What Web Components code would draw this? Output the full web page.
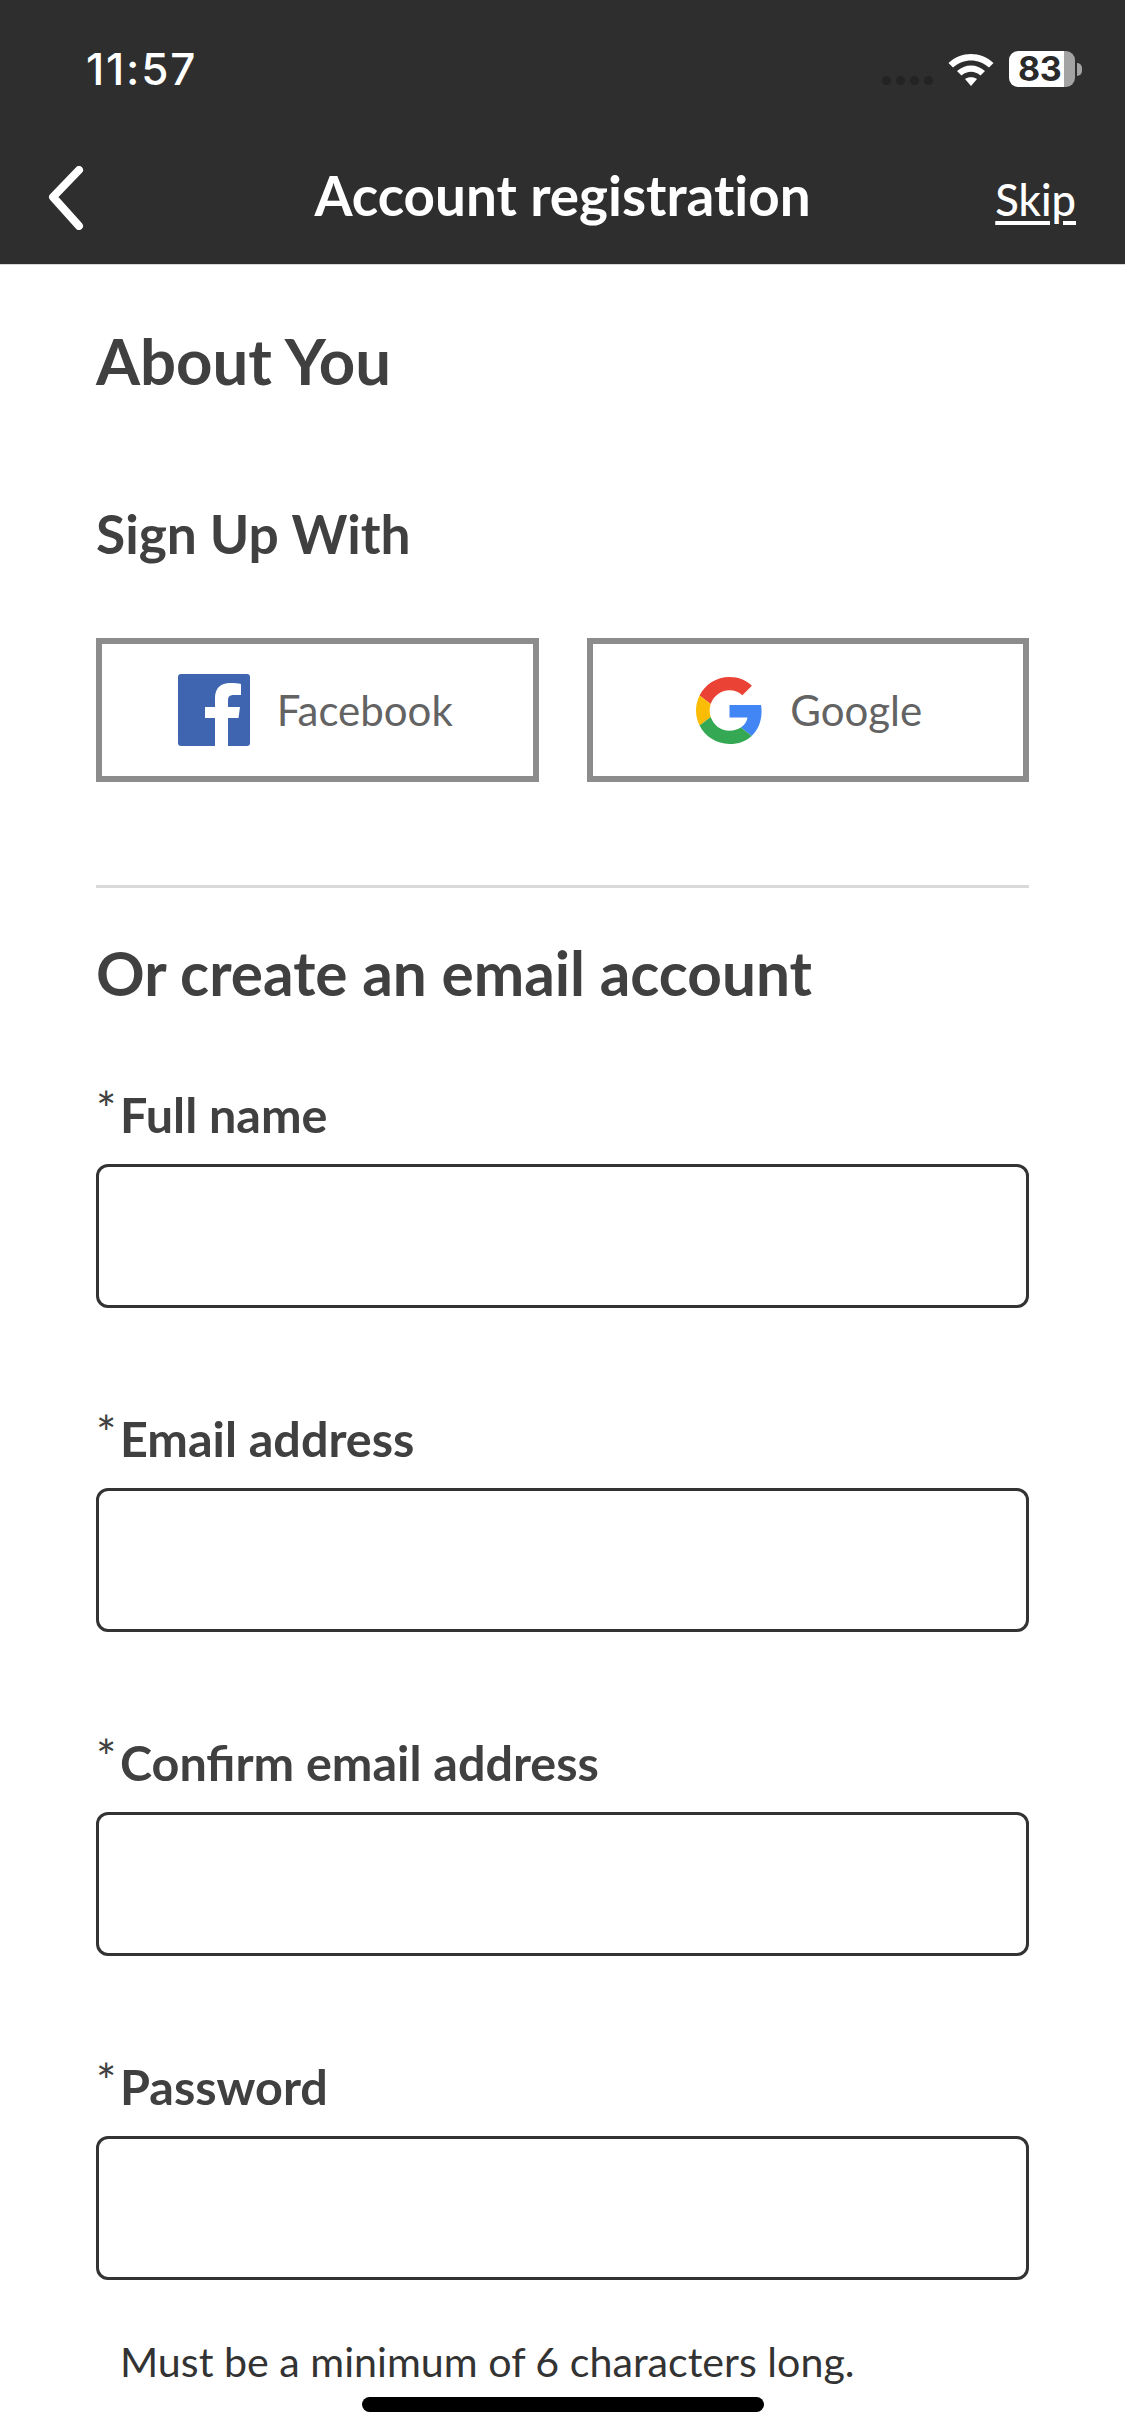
<!DOCTYPE html>
<html lang="en"><head><meta charset="utf-8"><title>Account registration</title>
<style>
html,body{margin:0;padding:0;background:#fff}
body{width:1125px;height:2436px;overflow:hidden;font-family:Lato,"Open Sans",sans-serif;color:#3d3d3d;position:relative}
</style></head><body>
<app-header title="Account registration" action="Skip" time="11:57" battery="83"></app-header>
<page-main>
  <section-title level="1">About You</section-title>
  <section-title level="2">Sign Up With</section-title>
  <social-row>
    <social-button name="facebook">Facebook</social-button>
    <social-button name="google">Google</social-button>
  </social-row>
  <h-divider></h-divider>
  <section-title level="3">Or create an email account</section-title>
  <form-field>Full name</form-field>
  <form-field>Email address</form-field>
  <form-field>Confirm email address</form-field>
  <form-field hint="Must be a minimum of 6 characters long.">Password</form-field>
</page-main>
<home-indicator></home-indicator>
<script>
function def(name,css,html){
  customElements.define(name,class extends HTMLElement{
    constructor(){super();this.attachShadow({mode:'open'});}
    connectedCallback(){
      const h=typeof html==='function'?html(this):html;
      this.shadowRoot.innerHTML='<style>'+css+'</style>'+h;
    }
  });
}
def('app-header',`
:host{display:block;background:#2e2e2e;height:264px;border-bottom:1px solid #d8d8d8;color:#fff;font-family:Lato,sans-serif}
.status{height:132px;box-sizing:border-box;padding:44px 43px 0 86px;display:flex;justify-content:space-between;align-items:flex-start}
.time{font:500 44px/50px Inter,Roboto,sans-serif;letter-spacing:1.8px}
.icons{display:flex;align-items:flex-start;padding-top:7px}
.dots{display:flex;gap:5px;margin:25px 15px 0 0}
.dots i{width:9px;height:9px;border-radius:50%;background:#232323;display:block}
.wifi{width:46px;height:33px;margin:2px 15px 0 0}
.batt{width:66px;height:36px;border-radius:9px;background:linear-gradient(90deg,#fff 0 55px,#a3a3a3 55px);color:#2a2a2a;font:700 34px/36px Inter,sans-serif;padding-left:9px;box-sizing:border-box;letter-spacing:-.5px;white-space:nowrap}
.nub{width:5px;height:13px;margin:12px 0 0 2px;background:#a3a3a3;border-radius:0 6px 6px 0}
.nav{height:132px;display:grid;grid-template-columns:1fr auto 1fr;align-items:start;padding:0 49px}
.back{width:38px;height:64px;margin:34px 0 0 -3px}
.title{font:700 54.800px/66px Lato,sans-serif;font-variant-ligatures:none;margin-top:30px;white-space:nowrap}
.skip{justify-self:end;font:500 43.500px/50px Lato,sans-serif;text-decoration:underline;text-underline-offset:5px;margin-top:42px}
`,t=>`<div class="status"><span class="time">${t.getAttribute('time')}</span>
<div class="icons"><div class="dots"><i></i><i></i><i></i><i></i></div>
<svg class="wifi" viewBox="0 0 46 33"><path d="M0.500 10C13-2 33-2 45.500 10L41 14.500C30.500 5 15.500 5 5 14.500Z" fill="#fff"/><path d="M9 18C17 10.500 29 10.500 37 18L32.500 22.500C26.500 17.500 19.500 17.500 13.500 22.500Z" fill="#fff"/><path d="M17 26C20 23.500 26 23.500 29 26L23 33Z" fill="#fff"/></svg>
<div class="batt">${t.getAttribute('battery')}</div><div class="nub"></div></div></div>
<div class="nav"><svg class="back" viewBox="0 0 38 64"><path d="M33 4 7 31 33 60" fill="none" stroke="#fff" stroke-width="8" stroke-linecap="round" stroke-linejoin="round"/></svg>
<span class="title">${t.getAttribute('title')}</span><span class="skip">${t.getAttribute('action')}</span></div>`);
def('page-main',`:host{display:block;padding:0 96px;font-family:Lato,sans-serif}`,`<slot></slot>`);
def('section-title',`
:host{display:block;font-family:Lato,sans-serif;font-weight:700;color:#404040}
:host([level="1"]){font-size:63.500px;line-height:76px;margin-top:58px}
:host([level="2"]){font-size:53.300px;line-height:62px;margin-top:103px}
:host([level="3"]){font-size:60.300px;line-height:70px;margin-top:50px;margin-bottom:78px}
`,`<slot></slot>`);
def('social-row',`:host{display:grid;grid-template-columns:1fr 1fr;gap:48px;margin-top:74px}`,`<slot></slot>`);
const icons={
facebook:`<svg class="fb" viewBox="0 0 72 72"><rect width="72" height="72" rx="3" fill="#3f65b0"/><path d="M37 72V44H27V33H37V24C37 14 43 9 52 9C57 9 60 9.300 63 10V21H56C51 21 50 23 50 27V33H62L60.500 44H50V72Z" fill="#fff"/></svg>`,
google:`<svg class="g" viewBox="0 0 48 48"><path fill="#EA4335" d="M24 9.500c3.540 0 6.710 1.220 9.210 3.600l6.850-6.850C35.900 2.380 30.470 0 24 0 14.620 0 6.510 5.380 2.560 13.220l7.980 6.190C12.430 13.720 17.740 9.500 24 9.500z"/><path fill="#4285F4" d="M46.980 24.550c0-1.570-.15-3.090-.38-4.550H24v9.020h12.940c-.58 2.960-2.260 5.480-4.780 7.180l7.730 6c4.510-4.180 7.090-10.360 7.090-17.650z"/><path fill="#FBBC05" d="M10.530 28.590c-.48-1.450-.76-2.990-.76-4.590s.27-3.140.76-4.590l-7.980-6.190C.92 16.460 0 20.120 0 24c0 3.880.92 7.540 2.560 10.780l7.970-6.190z"/><path fill="#34A853" d="M24 48c6.480 0 11.930-2.130 15.890-5.810l-7.730-6c-2.150 1.450-4.920 2.300-8.160 2.300-6.260 0-11.570-4.220-13.470-9.910l-7.980 6.190C6.510 42.620 14.620 48 24 48z"/></svg>`};
def('social-button',`
:host{display:flex;align-items:center;justify-content:center;height:144px;box-sizing:border-box;border:6px solid #8c8c8c;background:#fff;font:400 42px/50px Lato,sans-serif;color:#636363}
svg{filter:blur(.5px)}
.fb{width:72px;height:72px;margin:0 27px 0 -4px}
.g{width:67px;height:67px;margin:0 27px 0 3px}
`,t=>icons[t.getAttribute('name')]+`<slot></slot>`);
def('h-divider',`:host{display:block;height:3px;background:#d9d9d9;margin-top:103px}`,``);
def('form-field',`
:host{display:block;font-family:Lato,sans-serif;color:#404040;margin-bottom:102px}
.label{display:flex;align-items:flex-start;height:60px;font-size:48.500px;font-weight:700;line-height:56px;margin-bottom:18px}
.star{width:24px;font-size:48px;font-weight:400;line-height:46px}
.box{display:block;height:144px;box-sizing:border-box;border:3px solid #333;border-radius:12px;background:#fff}
.hint{font:400 41.200px/50px Lato,sans-serif;color:#333;margin:56px 0 0 24px;white-space:nowrap}
`,t=>`<div class="label"><span class="star">*</span><span><slot></slot></span></div><div class="box"></div>${t.getAttribute('hint')?`<div class="hint">${t.getAttribute('hint')}</div>`:''}`);
def('home-indicator',`:host{position:absolute;left:362px;top:2397px;width:402px;height:15px;border-radius:8px;background:#000}`,``);
</script>
</body></html>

-- PROBLEM --
Retype the data above exactly; pictures are not part of the copy.

-- TASK ANSWER --
What Web Components code would draw this? Output the full web page.
<!DOCTYPE html>
<html lang="en"><head><meta charset="utf-8"><title>Account registration</title>
<style>
html,body{margin:0;padding:0;background:#fff}
body{width:1125px;height:2436px;overflow:hidden;font-family:Lato,"Open Sans",sans-serif;color:#3d3d3d;position:relative}
</style></head><body>
<app-header title="Account registration" action="Skip" time="11:57" battery="83"></app-header>
<page-main>
  <section-title level="1">About You</section-title>
  <section-title level="2">Sign Up With</section-title>
  <social-row>
    <social-button name="facebook">Facebook</social-button>
    <social-button name="google">Google</social-button>
  </social-row>
  <h-divider></h-divider>
  <section-title level="3">Or create an email account</section-title>
  <form-field>Full name</form-field>
  <form-field>Email address</form-field>
  <form-field>Confirm email address</form-field>
  <form-field hint="Must be a minimum of 6 characters long.">Password</form-field>
</page-main>
<home-indicator></home-indicator>
<script>
function def(name,css,html){
  customElements.define(name,class extends HTMLElement{
    constructor(){super();this.attachShadow({mode:'open'});}
    connectedCallback(){
      const h=typeof html==='function'?html(this):html;
      this.shadowRoot.innerHTML='<style>'+css+'</style>'+h;
    }
  });
}
def('app-header',`
:host{display:block;background:#2e2e2e;height:264px;border-bottom:1px solid #d8d8d8;color:#fff;font-family:Lato,sans-serif}
.status{height:132px;box-sizing:border-box;padding:44px 43px 0 86px;display:flex;justify-content:space-between;align-items:flex-start}
.time{font:500 44px/50px Inter,Roboto,sans-serif;letter-spacing:1.8px}
.icons{display:flex;align-items:flex-start;padding-top:7px}
.dots{display:flex;gap:5px;margin:25px 15px 0 0}
.dots i{width:9px;height:9px;border-radius:50%;background:#232323;display:block}
.wifi{width:46px;height:33px;margin:2px 15px 0 0}
.batt{width:66px;height:36px;border-radius:9px;background:linear-gradient(90deg,#fff 0 55px,#a3a3a3 55px);color:#2a2a2a;font:700 34px/36px Inter,sans-serif;padding-left:9px;box-sizing:border-box;letter-spacing:-.5px;white-space:nowrap}
.nub{width:5px;height:13px;margin:12px 0 0 2px;background:#a3a3a3;border-radius:0 6px 6px 0}
.nav{height:132px;display:grid;grid-template-columns:1fr auto 1fr;align-items:start;padding:0 49px}
.back{width:38px;height:64px;margin:34px 0 0 -3px}
.title{font:700 54.800px/66px Lato,sans-serif;font-variant-ligatures:none;margin-top:30px;white-space:nowrap}
.skip{justify-self:end;font:500 43.500px/50px Lato,sans-serif;text-decoration:underline;text-underline-offset:5px;margin-top:42px}
`,t=>`<div class="status"><span class="time">${t.getAttribute('time')}</span>
<div class="icons"><div class="dots"><i></i><i></i><i></i><i></i></div>
<svg class="wifi" viewBox="0 0 46 33"><path d="M0.500 10C13-2 33-2 45.500 10L41 14.500C30.500 5 15.500 5 5 14.500Z" fill="#fff"/><path d="M9 18C17 10.500 29 10.500 37 18L32.500 22.500C26.500 17.500 19.500 17.500 13.500 22.500Z" fill="#fff"/><path d="M17 26C20 23.500 26 23.500 29 26L23 33Z" fill="#fff"/></svg>
<div class="batt">${t.getAttribute('battery')}</div><div class="nub"></div></div></div>
<div class="nav"><svg class="back" viewBox="0 0 38 64"><path d="M33 4 7 31 33 60" fill="none" stroke="#fff" stroke-width="8" stroke-linecap="round" stroke-linejoin="round"/></svg>
<span class="title">${t.getAttribute('title')}</span><span class="skip">${t.getAttribute('action')}</span></div>`);
def('page-main',`:host{display:block;padding:0 96px;font-family:Lato,sans-serif}`,`<slot></slot>`);
def('section-title',`
:host{display:block;font-family:Lato,sans-serif;font-weight:700;color:#404040}
:host([level="1"]){font-size:63.500px;line-height:76px;margin-top:58px}
:host([level="2"]){font-size:53.300px;line-height:62px;margin-top:103px}
:host([level="3"]){font-size:60.300px;line-height:70px;margin-top:50px;margin-bottom:78px}
`,`<slot></slot>`);
def('social-row',`:host{display:grid;grid-template-columns:1fr 1fr;gap:48px;margin-top:74px}`,`<slot></slot>`);
const icons={
facebook:`<svg class="fb" viewBox="0 0 72 72"><rect width="72" height="72" rx="3" fill="#3f65b0"/><path d="M37 72V44H27V33H37V24C37 14 43 9 52 9C57 9 60 9.300 63 10V21H56C51 21 50 23 50 27V33H62L60.500 44H50V72Z" fill="#fff"/></svg>`,
google:`<svg class="g" viewBox="0 0 48 48"><path fill="#EA4335" d="M24 9.500c3.540 0 6.710 1.220 9.210 3.600l6.850-6.850C35.900 2.380 30.470 0 24 0 14.620 0 6.510 5.380 2.560 13.220l7.980 6.190C12.430 13.720 17.740 9.500 24 9.500z"/><path fill="#4285F4" d="M46.980 24.550c0-1.570-.15-3.090-.38-4.550H24v9.020h12.940c-.58 2.960-2.260 5.480-4.780 7.180l7.730 6c4.510-4.180 7.090-10.360 7.090-17.650z"/><path fill="#FBBC05" d="M10.530 28.590c-.48-1.450-.76-2.990-.76-4.590s.27-3.140.76-4.590l-7.980-6.190C.92 16.460 0 20.120 0 24c0 3.880.92 7.540 2.560 10.780l7.970-6.190z"/><path fill="#34A853" d="M24 48c6.480 0 11.930-2.130 15.890-5.810l-7.730-6c-2.150 1.450-4.920 2.300-8.160 2.300-6.260 0-11.570-4.220-13.470-9.910l-7.980 6.190C6.510 42.620 14.620 48 24 48z"/></svg>`};
def('social-button',`
:host{display:flex;align-items:center;justify-content:center;height:144px;box-sizing:border-box;border:6px solid #8c8c8c;background:#fff;font:400 42px/50px Lato,sans-serif;color:#636363}
svg{filter:blur(.5px)}
.fb{width:72px;height:72px;margin:0 27px 0 -4px}
.g{width:67px;height:67px;margin:0 27px 0 3px}
`,t=>icons[t.getAttribute('name')]+`<slot></slot>`);
def('h-divider',`:host{display:block;height:3px;background:#d9d9d9;margin-top:103px}`,``);
def('form-field',`
:host{display:block;font-family:Lato,sans-serif;color:#404040;margin-bottom:102px}
.label{display:flex;align-items:flex-start;height:60px;font-size:48.500px;font-weight:700;line-height:56px;margin-bottom:18px}
.star{width:24px;font-size:48px;font-weight:400;line-height:46px}
.box{display:block;height:144px;box-sizing:border-box;border:3px solid #333;border-radius:12px;background:#fff}
.hint{font:400 41.200px/50px Lato,sans-serif;color:#333;margin:56px 0 0 24px;white-space:nowrap}
`,t=>`<div class="label"><span class="star">*</span><span><slot></slot></span></div><div class="box"></div>${t.getAttribute('hint')?`<div class="hint">${t.getAttribute('hint')}</div>`:''}`);
def('home-indicator',`:host{position:absolute;left:362px;top:2397px;width:402px;height:15px;border-radius:8px;background:#000}`,``);
</script>
</body></html>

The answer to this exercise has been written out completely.